What is the Local Volatility Model?

The Local Volatility Model describes the evolution of an asset price under a stochastic process in which instantaneous volatility is a deterministic function of the asset price and time. In this sense, volatility is local to the current state of the world, hence the name. The model can be written in the following general form for a price process S(t):

dS(t) = μ(S,t) dt + σ(S,t) dW(t)

where σ(S,t) is the local volatility surface, a function of the asset’s current level S and time t. The Local Volatility Model posits that this surface is calibrated to reproduce the observed prices of plain vanilla options across a grid of strikes and maturities. Once calibrated, the model can be used to price exotic options, propagate scenarios and implement hedging strategies with a consistent set of prices.

Origins and Theoretical Foundations

The Local Volatility Model found its formal footing in the Dupire framework, named after Bruno Dupire, who showed how one could recover a local volatility surface from the market’s implied volatility surface. The central insight is that, if one possesses a complete and arbitrage-free set of option prices across all strikes and maturities, there exists a unique local volatility function that reproduces those prices when used in a diffusion model for the underlying asset.

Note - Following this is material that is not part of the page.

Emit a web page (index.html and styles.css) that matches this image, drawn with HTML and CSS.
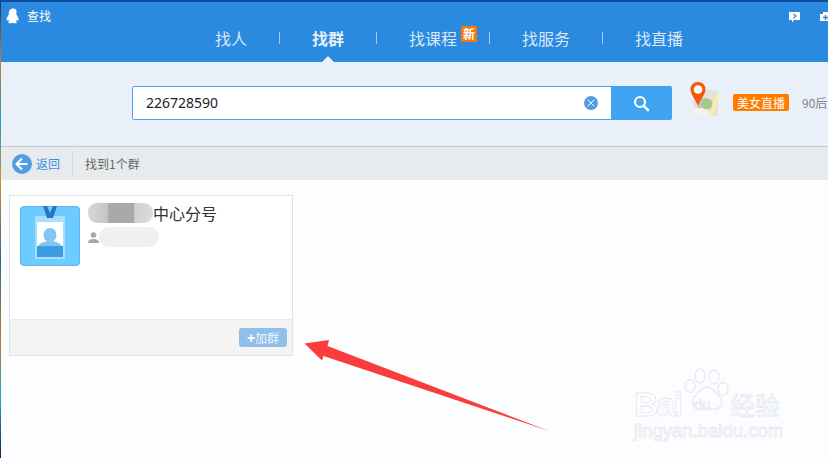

This is achieved through Dupire’s equation, which links the partial derivatives of the option price with respect to strike and maturity to the local volatility function.

In practice, the model requires careful consideration of data quality, interpolation across maturities and strikes, and the numerical stability of the resulting surface. The Local Volatility Model offers a principled way to interpolate the risk-neutral dynamics implied by market prices, translating the observed smile into a forward-looking framework for pricing and risk management.

How the Local Volatility Model Differs from Black–Scholes

The classic Black–Scholes model assumes constant volatility, which implies a flat volatility surface when viewed across strikes and maturities. In reality, markets exhibit smiles and skews: implied volatilities vary with strike and time to expiry. The Local Volatility Model addresses this inconsistency by allowing instantaneous volatility to depend on the underlying price and time, thereby reproducing the observed patterns in option prices. This makes the Local Volatility Model a natural extension of Black–Scholes for practitioners seeking consistency across a broad set of instruments.

However, this added realism comes with trade-offs. The model’s dependence on the local volatility surface can lead to challenges in calibration, potential issues with extrapolation beyond observed data, and sensitivity to the chosen interpolation scheme. In addition, while the Local Volatility Model can reproduce observed prices, it does not inherently capture certain features such as stochastic volatility over longer horizons. For those effects, extensions that incorporate randomness in volatility have been developed, as discussed later in this article.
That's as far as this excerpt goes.